SSY=deviance(lm(amoAO~naoMJ))
SSE=deviance(lm(amoAO~1))
R squared =
(SSY-SSE)/SSY
The adjusted R squared is an index that accounts for the loss in the degrees
of freedom when adding a covariate to the model. It is important in the
context of multiple regression.
F-statistic:
1.957 on 1 and 149 DF, p-value: 0.1639
This is an F test for the hypothesis that the slope is zero. The
F-statistic has a value of 1.957 on 1 and 149 degrees of freedom (DF). For the
case of a one covariate model, it gives the same p-value as the one on the
slope coefficient. It is more interesting in the case of more than one
covariate.
Another example: airquality data set.
?airquality
Regress ozone concentration (Ozone) on
solar radiation (Solar.R), wind speed
(Wind), and temperature
(Temp).
model=lm(Ozone~Solar.R+Wind+Temp, data=airquality)
summary(model)
The R-squared value can be manipulated simply by adding more explanatory
variables. The adjusted R-squared value is an attempt to correct this
short-coming by adjusting both the numerator and the denominator by their
respective degrees of freedom.
adjusted R squared = 1- (1 - R2 )[(n - 1)/(n - p - 1)]
R2 = R squared
n = number of observations
p = number of explanatory variables
Unlike the R-squared, the adjusted R-squared will decline in value if the
contribution to the explained deviation by the additional variable is less
than the impact due to the loss in degrees of freedom. Thus it is a better way
to compare models than using R-squared.
Note: while the R-squared is a percent, the adjusted R-squared is not and
should be referred to as an index value.
To obtain confidence intervals on the model coefficients type:
confint(model)
Model predictions
To get predictions from the model for
each set of explanatory variables type:
predict(model)
To get point-wise confidence intervals on the predictions
predict(model,level=0.95,interval="confidence")
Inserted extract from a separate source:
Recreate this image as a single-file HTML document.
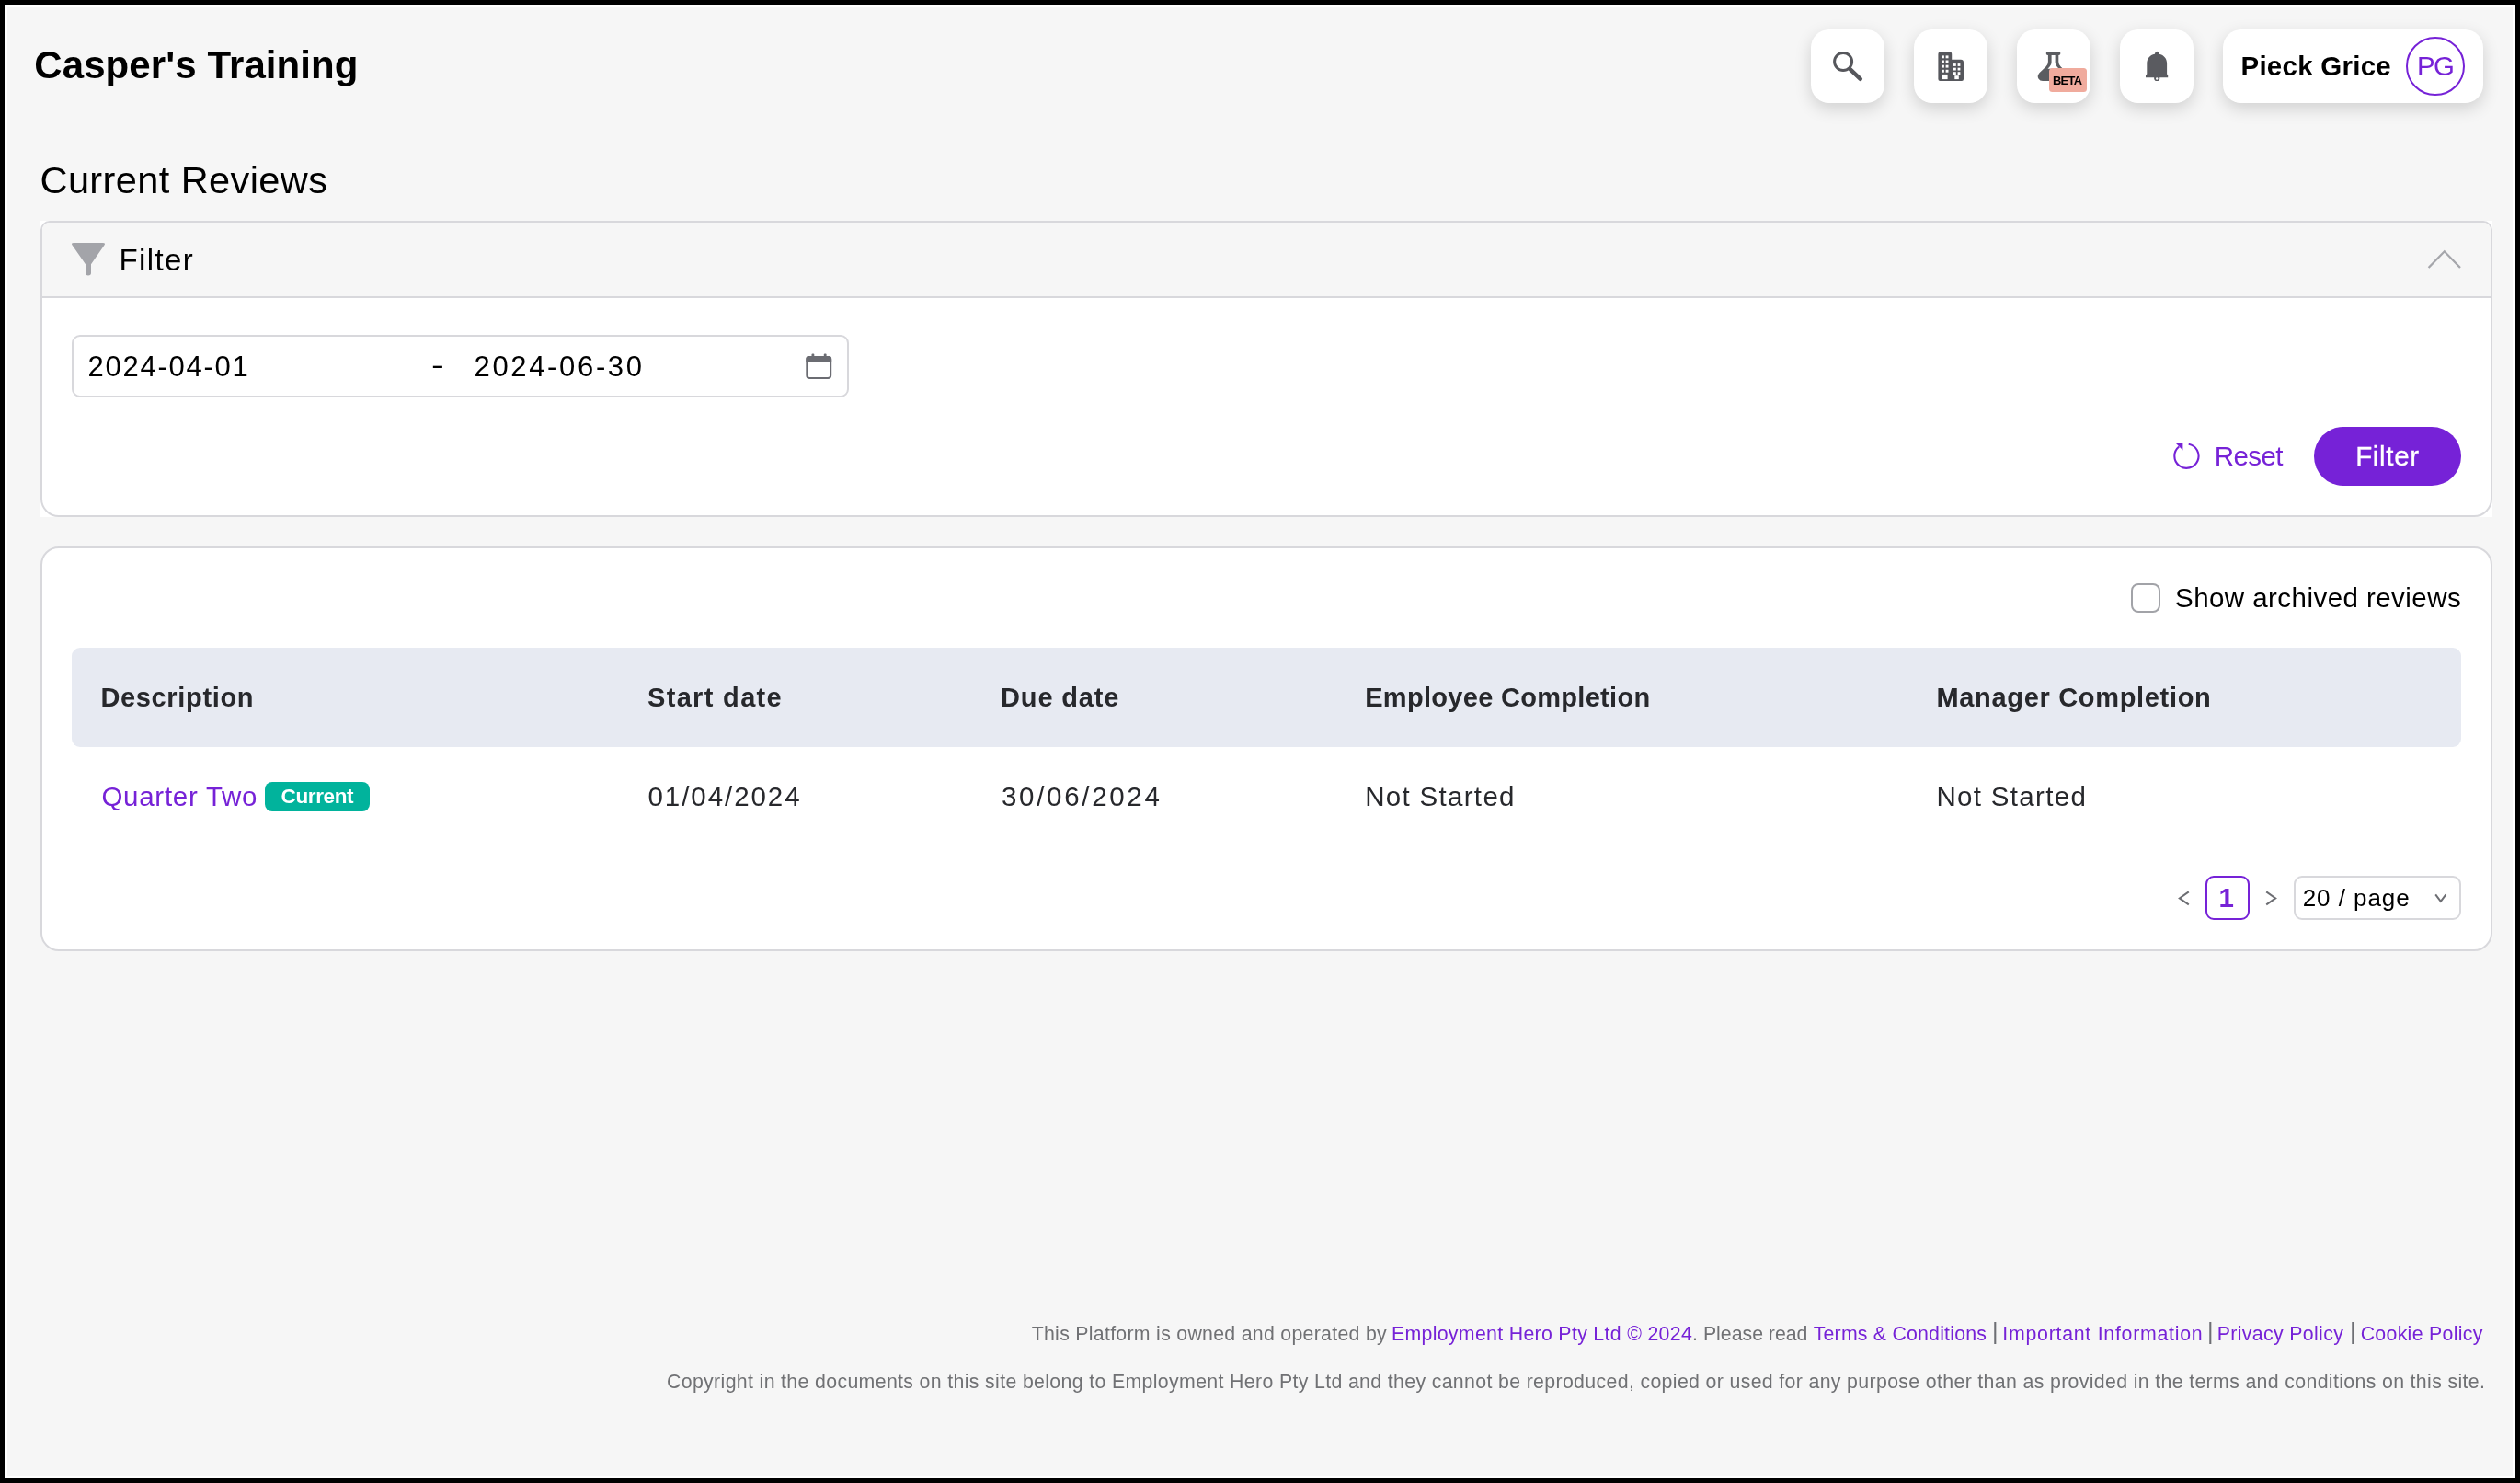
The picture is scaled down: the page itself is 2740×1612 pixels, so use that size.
<!DOCTYPE html>
<html lang="en">
<head>
<meta charset="utf-8">
<title>Current Reviews</title>
<style>
*{box-sizing:border-box;margin:0;padding:0}
html,body{width:2740px;height:1612px;overflow:hidden;background:#000}
body{font-family:"Liberation Sans",sans-serif;color:#000;position:relative}
#frame{position:absolute;left:5px;top:5px;width:2730px;height:1602px;background:#fff}
#page{position:absolute;left:8px;top:8px;width:2724px;height:1596px;background:#f6f6f6;overflow:hidden}
#c{position:absolute;left:-8px;top:-8px;width:2740px;height:1612px;will-change:transform}
.abs{position:absolute;display:block;white-space:nowrap;line-height:1;text-decoration:none}
.ibtn{position:absolute;top:32px;width:80px;height:80px;border-radius:20px;background:#fff;box-shadow:0 6px 18px rgba(0,0,0,.155)}
.box{position:absolute}
svg{position:absolute;left:0;top:0;overflow:visible}
</style>
</head>
<body>
<div id="frame"></div>
<div id="page"><div id="c">

<!-- header buttons -->
<div class="ibtn" style="left:1969px"></div>
<div class="ibtn" style="left:2081px"></div>
<div class="ibtn" style="left:2193px"></div>
<div class="ibtn" style="left:2305px"></div>
<div class="ibtn" style="left:2417px;width:283px"></div>
<div class="box" style="left:2616px;top:40px;width:64px;height:64px;border:2px solid #7622d7;border-radius:50%"></div>

<!-- filter card -->
<div class="box" style="left:44px;top:240px;width:2666px;height:322px;background:#fff"></div>
<div class="box" id="fcard" style="left:44px;top:240px;width:2666px;height:322px;border:2px solid #d8d8dc;border-radius:10px 10px 20px 20px;background:#fff;overflow:hidden">
  <div style="position:absolute;left:0;top:0;width:100%;height:82px;background:#f6f6f6;border-bottom:2px solid #d8d8dc"></div>
</div>
<div class="box" style="left:78px;top:364px;width:845px;height:68px;border:2px solid #d8d8dc;border-radius:9px;background:#fff"></div>
<div class="box" style="left:2516px;top:464px;width:160px;height:64px;border-radius:32px;background:#7622d7"></div>

<!-- table card -->
<div class="box" id="tcard" style="left:44px;top:594px;width:2666px;height:440px;border:2px solid #d8d8dc;border-radius:20px;background:#fff"></div>
<div class="box" style="left:2317px;top:634px;width:32px;height:32px;border:2px solid #a2a3a8;border-radius:8px;background:#fff"></div>
<div class="box" style="left:78px;top:704px;width:2598px;height:108px;background:#e7eaf2;border-radius:9px"></div>
<div class="box" style="left:288px;top:850px;width:114px;height:32px;border-radius:8px;background:#01b39c"></div>
<div class="box" style="left:2398px;top:952px;width:48px;height:48px;border:2px solid #7622d7;border-radius:9px;background:#fff"></div>
<div class="box" style="left:2494px;top:952px;width:182px;height:48px;border:2px solid #d8d8dc;border-radius:9px;background:#fff"></div>


<!-- icons -->
<svg width="2740" height="1612" viewBox="0 0 2740 1612">
  <!-- search -->
  <g fill="none" stroke="#56575c" stroke-linecap="round">
    <circle cx="2004.1" cy="67" r="9.5" stroke-width="3"/>
    <path d="M2011.8 75.4 L2022.8 85.8" stroke-width="4.5"/>
  </g>
  <!-- building -->
  <g>
    <path fill="#56575c" d="M2107.4 59 Q2107.4 56 2110.4 56 L2119.2 56 Q2122.2 56 2122.2 59 L2122.2 64.7 L2132 64.7 Q2135 64.7 2135 67.7 L2135 86 Q2135 88 2133 88 L2109.4 88 Q2107.4 88 2107.4 86 Z"/>
    <g fill="#fff">
      <rect x="2111" y="60.4" width="2.9" height="2.9"/><rect x="2115.6" y="60.4" width="2.9" height="2.9"/>
      <rect x="2111" y="65.5" width="2.9" height="2.9"/><rect x="2115.6" y="65.5" width="2.9" height="2.9"/>
      <rect x="2111" y="70.7" width="2.9" height="2.9"/><rect x="2115.6" y="70.7" width="2.9" height="2.9"/>
      <rect x="2111" y="75.8" width="2.9" height="2.9"/><rect x="2115.6" y="75.8" width="2.9" height="2.9"/>
      <rect x="2111.9" y="80.9" width="5.7" height="5.2"/>
      <rect x="2124" y="69.1" width="2.8" height="2.8"/><rect x="2128.6" y="69.1" width="2.8" height="2.8"/>
      <rect x="2124" y="73.7" width="2.8" height="2.8"/><rect x="2128.6" y="73.7" width="2.8" height="2.8"/>
      <rect x="2124" y="78.2" width="2.8" height="2.8"/><rect x="2128.6" y="78.2" width="2.8" height="2.8"/>
      <rect x="2125.3" y="82.2" width="4.5" height="3.9"/>
    </g>
  </g>
  <!-- flask -->
  <g>
    <rect x="2224.7" y="56" width="15.7" height="4" rx="2" fill="#5b5d61"/>
    <path fill="#5b5d61" d="M2226.9 58 L2226.9 67 Q2226.9 70 2224.5 72.6 L2217.4 79.2 Q2214.6 82.6 2216.4 85.4 Q2218 87.9 2221 87.9 L2244.2 87.9 Q2247.2 87.9 2248.8 85.4 Q2250.6 82.6 2247.8 79.2 L2240.7 72.6 Q2238.3 70 2238.3 67 L2238.3 58 Z"/>
    <path fill="#fff" d="M2230.6 60 L2230.6 67.5 Q2230.6 70.6 2228.6 72.6 L2226.5 74.8 L2238.7 74.8 L2236.6 72.6 Q2234.6 70.6 2234.6 67.5 L2234.6 60 Z"/>
  </g>
  <!-- bell -->
  <g fill="#5a5b60">
    <circle cx="2345.2" cy="85" r="3.1"/>
    <path d="M2345.2 55.8 Q2347.3 56.4 2347.5 58.7 C2353.2 59.8 2356.1 63.8 2356.1 69.2 L2356.1 80.6 L2357.2 81.8 L2357.2 84.2 L2333 84.2 L2333 81.8 L2334.3 80.6 L2334.3 69.2 C2334.3 63.8 2337.2 59.8 2342.9 58.7 Q2343.1 56.4 2345.2 55.8 Z"/>
    <circle cx="2345.2" cy="85.5" r="1.2" fill="#fff"/>
  </g>
  <!-- funnel -->
  <path fill="#a3a4a9" d="M80 264 L112 264 Q115.2 264 113.4 266.6 L99 287.2 L99 296.8 Q99 299.5 96 299.5 Q93 299.5 93 296.8 L93 287.2 L78.6 266.6 Q76.8 264 80 264 Z"/>
  <!-- chevron up -->
  <path fill="none" stroke="#a5a6ab" stroke-width="2.3" d="M2640.6 291 L2657.8 273.3 L2675 291"/>
  <!-- calendar -->
  <g>
    <rect x="877.3" y="388" width="25.9" height="23" rx="3" fill="none" stroke="#6b6c72" stroke-width="2"/>
    <path fill="#6b6c72" d="M876.3 394 L876.3 390 Q876.3 387 879.3 387 L901.2 387 Q904.2 387 904.2 390 L904.2 394 Z"/>
    <rect x="882.5" y="384.4" width="2.8" height="4" rx="1" fill="#6b6c72"/>
    <rect x="895.8" y="384.4" width="2.8" height="4" rx="1" fill="#6b6c72"/>
  </g>
  <!-- reset icon -->
  <g>
    <path fill="none" stroke="#7622d7" stroke-width="2.1" d="M2379.7 482.8 A13.1 13.1 0 1 1 2369.2 485.5"/>
    <path fill="#7622d7" d="M2366 482 L2373.4 482 L2373.4 489.6 Z"/>
  </g>
  <!-- pagination chevrons -->
  <g fill="none" stroke="#6d6e73" stroke-width="2">
    <path d="M2379.8 969.4 L2369.8 976.4 L2379.8 983.4"/>
    <path d="M2464.2 969.4 L2474.2 976.4 L2464.2 983.4"/>
    <path d="M2648.2 972.3 L2653.8 979.8 L2659.4 972.3"/>
  </g>
</svg>

<div class="box" style="left:2228.1px;top:74.3px;width:40.7px;height:25.5px;border-radius:3.5px;background:#f0ab9d"></div>
<h1 class="abs" id="title" style="left:37.3px;top:50.0px;font-size:42px;font-weight:700;color:#000;letter-spacing:0.09px;">Casper&#x27;s Training</h1>
<div class="abs" id="uname" style="left:2436.5px;top:57.0px;font-size:29.5px;font-weight:700;color:#000;letter-spacing:0.25px;">Pieck Grice</div>
<div class="abs" id="avt" style="left:2628.0px;top:57.0px;font-size:29.4px;font-weight:400;color:#7622d7;letter-spacing:-1.50px;">PG</div>
<h2 class="abs" id="h1" style="left:43.5px;top:175.0px;font-size:41.5px;font-weight:400;color:#000;letter-spacing:0.41px;">Current Reviews</h2>
<div class="abs" id="ftitle" style="left:129.5px;top:266.0px;font-size:33px;font-weight:400;color:#000;letter-spacing:1.38px;">Filter</div>
<div class="abs" id="d1" style="left:95.4px;top:383.0px;font-size:31px;font-weight:400;color:#000;letter-spacing:1.76px;">2024-04-01</div>
<div class="abs" id="dsep" style="left:470.6px;top:382.0px;font-size:29.5px;font-weight:400;color:#000;letter-spacing:0.00px;transform:scaleX(1.4);transform-origin:50% 50%">-</div>
<div class="abs" id="d2" style="left:515.5px;top:383.0px;font-size:31px;font-weight:400;color:#000;letter-spacing:2.66px;">2024-06-30</div>
<div class="abs" id="reset" style="left:2407.7px;top:481.0px;font-size:29.5px;font-weight:400;color:#7622d7;letter-spacing:-0.55px;">Reset</div>
<div class="abs" id="fbtnt" style="left:2561.2px;top:481.0px;font-size:29.5px;font-weight:400;color:#fff;letter-spacing:0.66px;-webkit-text-stroke:0.3px #fff">Filter</div>
<div class="abs" id="cbl" style="left:2365.0px;top:635.0px;font-size:29.5px;font-weight:400;color:#000;letter-spacing:0.45px;">Show archived reviews</div>
<div class="abs" id="th1" style="left:109.4px;top:744.0px;font-size:29px;font-weight:700;color:#27282c;letter-spacing:0.66px;">Description</div>
<div class="abs" id="th2" style="left:704.0px;top:744.0px;font-size:29px;font-weight:700;color:#27282c;letter-spacing:1.33px;">Start date</div>
<div class="abs" id="th3" style="left:1088.0px;top:744.0px;font-size:29px;font-weight:700;color:#27282c;letter-spacing:0.86px;">Due date</div>
<div class="abs" id="th4" style="left:1484.2px;top:744.0px;font-size:29px;font-weight:700;color:#27282c;letter-spacing:0.30px;">Employee Completion</div>
<div class="abs" id="th5" style="left:2105.4px;top:744.0px;font-size:29px;font-weight:700;color:#27282c;letter-spacing:0.68px;">Manager Completion</div>
<a class="abs" id="td1" style="left:110.4px;top:851.0px;font-size:29.5px;font-weight:400;color:#7622d7;letter-spacing:0.73px;">Quarter Two</a>
<div class="abs" id="badget" style="left:305.6px;top:855.0px;font-size:22.5px;font-weight:700;color:#fff;letter-spacing:-0.38px;">Current</div>
<div class="abs" id="td2" style="left:704.5px;top:851.0px;font-size:29.5px;font-weight:400;color:#27282c;letter-spacing:1.94px;">01/04/2024</div>
<div class="abs" id="td3" style="left:1089.0px;top:851.0px;font-size:29.5px;font-weight:400;color:#27282c;letter-spacing:2.69px;">30/06/2024</div>
<div class="abs" id="td4" style="left:1484.2px;top:851.0px;font-size:29.5px;font-weight:400;color:#27282c;letter-spacing:1.31px;">Not Started</div>
<div class="abs" id="td5" style="left:2105.4px;top:851.0px;font-size:29.5px;font-weight:400;color:#27282c;letter-spacing:1.33px;">Not Started</div>
<div class="abs" id="pcurt" style="left:2412.6px;top:961.0px;font-size:29.5px;font-weight:700;color:#7622d7;letter-spacing:0.00px;">1</div>
<div class="abs" id="pselt" style="left:2503.7px;top:963.0px;font-size:26px;font-weight:400;color:#000;letter-spacing:0.94px;">20 / page</div>
<div class="abs" id="beta" style="left:2231.9px;top:82.0px;font-size:12.9px;font-weight:700;color:#000;letter-spacing:-0.63px;">BETA</div>
<div class="abs" id="f1a" style="left:1121.7px;top:1440.0px;font-size:21.3px;font-weight:400;color:#707174;letter-spacing:0.29px;">This Platform is owned and operated by</div>
<a class="abs" id="f1b" style="left:1512.9px;top:1440.0px;font-size:21.3px;font-weight:400;color:#7622d7;letter-spacing:0.32px;">Employment Hero Pty Ltd © 2024</a>
<div class="abs" id="f1c" style="left:1840.1px;top:1440.0px;font-size:21.3px;font-weight:400;color:#707174;letter-spacing:-0.01px;">. Please read</div>
<a class="abs" id="f1d" style="left:1971.7px;top:1440.0px;font-size:21.3px;font-weight:400;color:#7622d7;letter-spacing:0.21px;">Terms &amp; Conditions</a>
<a class="abs" id="f1e" style="left:2177.3px;top:1440.0px;font-size:21.3px;font-weight:400;color:#7622d7;letter-spacing:0.75px;">Important Information</a>
<a class="abs" id="f1f" style="left:2410.7px;top:1440.0px;font-size:21.3px;font-weight:400;color:#7622d7;letter-spacing:0.35px;">Privacy Policy</a>
<a class="abs" id="f1g" style="left:2566.7px;top:1440.0px;font-size:21.3px;font-weight:400;color:#7622d7;letter-spacing:0.30px;">Cookie Policy</a>
<div class="abs" id="sep1" style="left:2165.9px;top:1435.0px;font-size:25.4px;font-weight:400;color:#6e6f74;letter-spacing:0.00px;">|</div>
<div class="abs" id="sep2" style="left:2399.9px;top:1435.0px;font-size:25.4px;font-weight:400;color:#6e6f74;letter-spacing:0.00px;">|</div>
<div class="abs" id="sep3" style="left:2554.9px;top:1435.0px;font-size:25.4px;font-weight:400;color:#6e6f74;letter-spacing:0.00px;">|</div>
<div class="abs" id="f2" style="left:725.0px;top:1492.0px;font-size:21.3px;font-weight:400;color:#707174;letter-spacing:0.35px;">Copyright in the documents on this site belong to Employment Hero Pty Ltd and they cannot be reproduced, copied or used for any purpose other than as provided in the terms and conditions on this site.</div>

</div></div>
</body>
</html>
To get prediction intervals use
interval="prediction".
To find the confidence bands The confidence bands would be a chore to compute by
hand. Unfortunately, it is a bit of a chore to get with the low-level commands
as well. The predict method also has an ability to find the confidence bands if
we learn how to ask. Generally speaking, for each value of x we want a point
to plot.
This is done as before with a data frame containing all the x values we want.
In addition, we need to ask for the interval. There are two types: confidence,
or prediction. The confidence will be for the mean, and the prediction for the
individual. Let’s see the output, and then go from there. This is for a 90%
confidence level.
predict(lm.result,data.frame(x=sort(x)), level=.9,
interval="confidence")
fit lwr upr
1 195.6894 192.5083
198.8705
2 195.6894 192.5083
198.8705
3 194.8917 191.8028
197.9805
... skipped ...
We see we get 3 numbers back for each value of x. (note we sorted x first to
get the proper order for plotting.)
To plot the lower band, we just need the second column which is accessed with
[,2]. So the following will plot just the lower. Notice, we make a scatterplot
with the plot command, but add the confidence band with points.
plot(x,y)
abline(lm.result)
ci.lwr = predict(lm.result,data.frame(x=sort(x)),
level=.9,interval="confidence")[,2]
points(sort(x), ci.lwr,type="l") # or use
lines
Alternatively, we could plot this with the curve function as follows
curve(predict(lm.result,data.frame(x=x),
interval="confidence")[,3],add=T)
This is conceptually easier, but harder to break up, as the curve function
requires a function of x to plot.
Model adequacy
By fitting a linear regression model, you are making several implicit
assumptions including linearity, normally distributed residuals, constant
variance, and independence.
-
Linearity
assumption: The means of the subpopulations fall on a straight-line
function of the explanatory variables.
-
Normality
assumption: There is a normally distributed subpopulation of responses for
each value of the explanatory variable.
-
Constant
variance assumption: The subpopulation standard deviation are all equal.
-
Independence
assumption: The selection of an observation from any of the subpopulation
is independent of the selection of any other
observation.
The first three assumptions are best checked using plots.
plot(model)
The fourth assumption can be checked by plotting the autocorrelation function
of the model residuals.
acf(residuals(model))
It is also a good idea to check for collinearity among the explanatory
variables. This can be done with the cor
function as we saw earlier. If the correlation between two
explanatory variables is between -0.6 and +0.6 then collinearity is usually
not a big problem.
Poisson
regression
Poisson distribution
The Poisson distribution is one of the most useful and important of the
discrete probability models for describing count data. We know how many
times something happened. The number of lightning strikes over
Tallahassee or the number of hurricanes affecting the state of Florida, are
examples.
The Poisson distribution is a one-parameter distribution with the interesting
property that its variance is equal to its mean. A large number of
processes show variance increasing with the mean, often faster than linearly.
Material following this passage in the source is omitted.